REQUIREMENTS
Which lines include the word "this"? Copy each of them.

INPUT MATERIAL

________________________________________

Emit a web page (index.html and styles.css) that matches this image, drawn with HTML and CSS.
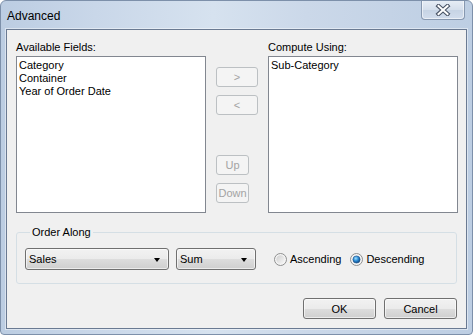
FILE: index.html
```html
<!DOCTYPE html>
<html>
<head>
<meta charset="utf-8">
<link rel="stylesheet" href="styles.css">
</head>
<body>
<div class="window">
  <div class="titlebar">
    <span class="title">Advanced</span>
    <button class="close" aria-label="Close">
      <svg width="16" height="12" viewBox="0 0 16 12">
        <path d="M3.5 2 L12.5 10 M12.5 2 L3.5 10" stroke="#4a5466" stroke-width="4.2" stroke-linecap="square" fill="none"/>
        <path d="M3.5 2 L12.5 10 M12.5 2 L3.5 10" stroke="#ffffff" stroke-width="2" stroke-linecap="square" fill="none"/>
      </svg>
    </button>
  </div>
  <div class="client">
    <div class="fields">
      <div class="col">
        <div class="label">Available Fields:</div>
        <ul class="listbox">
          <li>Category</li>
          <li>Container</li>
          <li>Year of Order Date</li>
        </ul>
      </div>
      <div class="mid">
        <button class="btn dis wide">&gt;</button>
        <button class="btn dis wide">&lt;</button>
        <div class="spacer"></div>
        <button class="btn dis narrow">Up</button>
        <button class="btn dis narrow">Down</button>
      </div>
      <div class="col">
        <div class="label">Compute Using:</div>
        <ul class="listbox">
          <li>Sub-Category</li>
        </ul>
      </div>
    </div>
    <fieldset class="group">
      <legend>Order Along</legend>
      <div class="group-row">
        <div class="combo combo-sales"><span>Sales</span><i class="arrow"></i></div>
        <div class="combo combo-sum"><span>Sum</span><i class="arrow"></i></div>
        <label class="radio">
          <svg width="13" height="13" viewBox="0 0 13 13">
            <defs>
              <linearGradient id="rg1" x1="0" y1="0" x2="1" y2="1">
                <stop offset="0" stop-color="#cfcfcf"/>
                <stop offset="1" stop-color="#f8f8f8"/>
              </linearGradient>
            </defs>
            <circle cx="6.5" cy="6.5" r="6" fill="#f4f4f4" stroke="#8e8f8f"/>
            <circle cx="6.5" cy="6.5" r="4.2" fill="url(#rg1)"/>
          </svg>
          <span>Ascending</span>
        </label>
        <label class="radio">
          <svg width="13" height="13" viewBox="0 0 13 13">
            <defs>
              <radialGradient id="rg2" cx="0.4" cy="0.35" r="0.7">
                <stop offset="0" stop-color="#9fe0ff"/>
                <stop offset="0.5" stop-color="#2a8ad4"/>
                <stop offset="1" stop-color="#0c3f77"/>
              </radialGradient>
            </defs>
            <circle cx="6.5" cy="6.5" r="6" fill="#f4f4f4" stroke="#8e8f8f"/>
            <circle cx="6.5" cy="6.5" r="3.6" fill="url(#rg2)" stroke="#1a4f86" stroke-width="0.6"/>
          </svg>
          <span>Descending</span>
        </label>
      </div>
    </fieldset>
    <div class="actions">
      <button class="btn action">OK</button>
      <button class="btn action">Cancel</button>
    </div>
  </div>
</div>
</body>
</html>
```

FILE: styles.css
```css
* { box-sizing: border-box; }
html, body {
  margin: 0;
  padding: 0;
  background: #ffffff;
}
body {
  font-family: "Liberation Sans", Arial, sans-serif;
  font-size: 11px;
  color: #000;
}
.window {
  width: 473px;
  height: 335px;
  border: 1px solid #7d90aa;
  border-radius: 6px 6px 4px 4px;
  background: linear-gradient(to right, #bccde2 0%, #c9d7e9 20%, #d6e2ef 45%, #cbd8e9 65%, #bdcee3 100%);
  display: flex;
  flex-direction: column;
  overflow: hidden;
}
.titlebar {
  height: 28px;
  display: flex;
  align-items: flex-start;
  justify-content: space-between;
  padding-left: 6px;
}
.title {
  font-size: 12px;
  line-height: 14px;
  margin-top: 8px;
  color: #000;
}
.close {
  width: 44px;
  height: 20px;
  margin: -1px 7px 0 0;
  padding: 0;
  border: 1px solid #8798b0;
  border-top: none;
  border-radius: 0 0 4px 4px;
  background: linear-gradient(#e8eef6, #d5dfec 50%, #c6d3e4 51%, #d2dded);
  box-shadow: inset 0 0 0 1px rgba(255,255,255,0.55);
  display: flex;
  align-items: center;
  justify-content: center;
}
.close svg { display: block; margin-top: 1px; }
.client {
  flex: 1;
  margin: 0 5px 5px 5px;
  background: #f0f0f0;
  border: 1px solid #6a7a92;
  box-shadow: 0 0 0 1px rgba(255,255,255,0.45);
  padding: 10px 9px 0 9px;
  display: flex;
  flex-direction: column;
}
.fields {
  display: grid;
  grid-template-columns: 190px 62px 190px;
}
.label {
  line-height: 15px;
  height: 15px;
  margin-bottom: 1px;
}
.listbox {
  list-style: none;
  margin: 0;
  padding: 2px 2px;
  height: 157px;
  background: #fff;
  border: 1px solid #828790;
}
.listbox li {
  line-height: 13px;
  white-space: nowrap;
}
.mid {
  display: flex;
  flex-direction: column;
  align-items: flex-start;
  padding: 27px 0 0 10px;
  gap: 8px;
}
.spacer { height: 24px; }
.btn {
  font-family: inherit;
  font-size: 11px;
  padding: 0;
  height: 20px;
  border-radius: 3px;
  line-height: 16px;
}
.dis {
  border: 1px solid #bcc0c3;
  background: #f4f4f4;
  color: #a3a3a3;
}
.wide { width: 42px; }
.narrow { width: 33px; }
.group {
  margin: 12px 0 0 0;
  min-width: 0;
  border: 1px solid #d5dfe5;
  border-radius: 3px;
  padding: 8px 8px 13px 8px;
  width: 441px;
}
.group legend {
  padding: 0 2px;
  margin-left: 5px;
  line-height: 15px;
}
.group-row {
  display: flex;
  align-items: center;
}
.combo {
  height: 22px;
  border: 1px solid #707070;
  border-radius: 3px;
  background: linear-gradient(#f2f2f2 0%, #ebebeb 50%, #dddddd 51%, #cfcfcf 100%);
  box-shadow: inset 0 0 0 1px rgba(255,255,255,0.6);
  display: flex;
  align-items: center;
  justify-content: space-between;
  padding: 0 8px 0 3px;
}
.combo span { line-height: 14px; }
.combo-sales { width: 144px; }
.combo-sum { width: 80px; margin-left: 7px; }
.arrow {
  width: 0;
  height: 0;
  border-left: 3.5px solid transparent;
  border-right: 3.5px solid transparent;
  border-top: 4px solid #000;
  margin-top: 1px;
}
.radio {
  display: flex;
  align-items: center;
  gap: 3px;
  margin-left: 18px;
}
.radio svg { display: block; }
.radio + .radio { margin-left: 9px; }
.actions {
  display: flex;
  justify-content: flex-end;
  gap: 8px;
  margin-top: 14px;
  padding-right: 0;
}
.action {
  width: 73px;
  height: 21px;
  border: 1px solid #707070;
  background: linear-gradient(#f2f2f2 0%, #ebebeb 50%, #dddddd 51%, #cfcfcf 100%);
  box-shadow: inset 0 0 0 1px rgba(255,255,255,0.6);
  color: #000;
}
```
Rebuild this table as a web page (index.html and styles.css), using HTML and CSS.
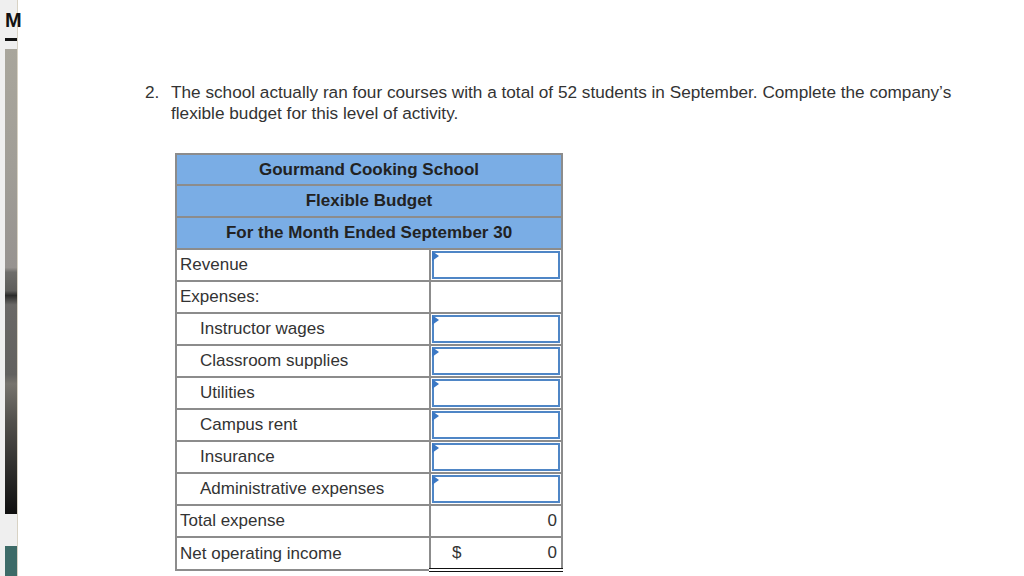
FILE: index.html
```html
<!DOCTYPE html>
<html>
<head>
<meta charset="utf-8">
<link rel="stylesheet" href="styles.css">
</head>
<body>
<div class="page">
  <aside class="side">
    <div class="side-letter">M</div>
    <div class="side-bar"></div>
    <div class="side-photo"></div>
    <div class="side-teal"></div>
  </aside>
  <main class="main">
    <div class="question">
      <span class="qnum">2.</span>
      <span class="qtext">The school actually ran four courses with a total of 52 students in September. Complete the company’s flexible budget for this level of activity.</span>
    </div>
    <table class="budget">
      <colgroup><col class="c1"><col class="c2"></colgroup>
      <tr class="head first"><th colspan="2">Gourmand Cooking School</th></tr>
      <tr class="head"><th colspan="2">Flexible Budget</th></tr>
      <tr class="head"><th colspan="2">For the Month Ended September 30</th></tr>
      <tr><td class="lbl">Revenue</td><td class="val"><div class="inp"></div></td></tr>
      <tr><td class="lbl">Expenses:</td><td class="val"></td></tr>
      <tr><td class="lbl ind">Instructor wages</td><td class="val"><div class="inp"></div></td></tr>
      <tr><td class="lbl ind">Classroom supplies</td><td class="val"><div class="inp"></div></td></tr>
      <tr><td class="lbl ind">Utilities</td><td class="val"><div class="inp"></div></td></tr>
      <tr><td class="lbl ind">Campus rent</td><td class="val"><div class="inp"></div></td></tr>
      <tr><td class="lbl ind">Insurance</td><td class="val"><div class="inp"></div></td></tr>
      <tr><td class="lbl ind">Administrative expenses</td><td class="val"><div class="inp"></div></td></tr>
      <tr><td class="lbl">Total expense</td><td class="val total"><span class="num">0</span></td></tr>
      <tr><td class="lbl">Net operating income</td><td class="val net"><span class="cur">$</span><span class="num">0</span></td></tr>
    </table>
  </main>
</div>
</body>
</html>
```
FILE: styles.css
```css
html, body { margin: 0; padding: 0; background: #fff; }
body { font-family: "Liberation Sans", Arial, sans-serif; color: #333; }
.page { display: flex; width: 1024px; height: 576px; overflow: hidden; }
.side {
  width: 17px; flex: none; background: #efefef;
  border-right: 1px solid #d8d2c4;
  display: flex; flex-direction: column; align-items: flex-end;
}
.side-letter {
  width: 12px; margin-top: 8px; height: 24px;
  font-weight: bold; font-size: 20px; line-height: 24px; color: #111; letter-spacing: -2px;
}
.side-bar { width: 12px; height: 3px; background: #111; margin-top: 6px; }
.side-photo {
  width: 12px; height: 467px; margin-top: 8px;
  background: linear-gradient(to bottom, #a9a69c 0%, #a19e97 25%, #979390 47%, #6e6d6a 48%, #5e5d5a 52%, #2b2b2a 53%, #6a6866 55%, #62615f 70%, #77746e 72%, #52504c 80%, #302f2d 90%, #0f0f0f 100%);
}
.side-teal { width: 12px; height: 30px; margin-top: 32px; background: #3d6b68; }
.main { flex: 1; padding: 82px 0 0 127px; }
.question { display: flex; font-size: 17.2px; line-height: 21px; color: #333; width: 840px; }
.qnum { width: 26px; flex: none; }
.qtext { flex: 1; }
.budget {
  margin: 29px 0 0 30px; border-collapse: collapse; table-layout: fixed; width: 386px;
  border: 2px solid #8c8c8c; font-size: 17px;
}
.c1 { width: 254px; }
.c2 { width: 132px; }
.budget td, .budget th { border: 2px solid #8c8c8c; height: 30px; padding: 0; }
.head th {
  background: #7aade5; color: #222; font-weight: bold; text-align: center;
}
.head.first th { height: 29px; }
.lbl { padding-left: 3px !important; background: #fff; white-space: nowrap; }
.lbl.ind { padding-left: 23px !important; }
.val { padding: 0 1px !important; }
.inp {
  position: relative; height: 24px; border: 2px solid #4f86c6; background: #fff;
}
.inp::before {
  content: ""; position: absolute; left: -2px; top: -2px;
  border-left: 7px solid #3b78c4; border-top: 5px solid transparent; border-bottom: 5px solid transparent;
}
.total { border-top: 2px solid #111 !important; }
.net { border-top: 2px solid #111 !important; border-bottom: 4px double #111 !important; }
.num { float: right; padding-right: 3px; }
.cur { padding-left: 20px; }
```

________________________________________

SOLUTION
Emit a web page (index.html and styles.css) that matches this image, drawn with HTML and CSS.
Rebuild this table as a web page (index.html and styles.css), using HTML and CSS.
      <span class="qtext">The school actually ran four courses with a total of 52 students in September. Complete the company’s flexible budget for this level of activity.</span>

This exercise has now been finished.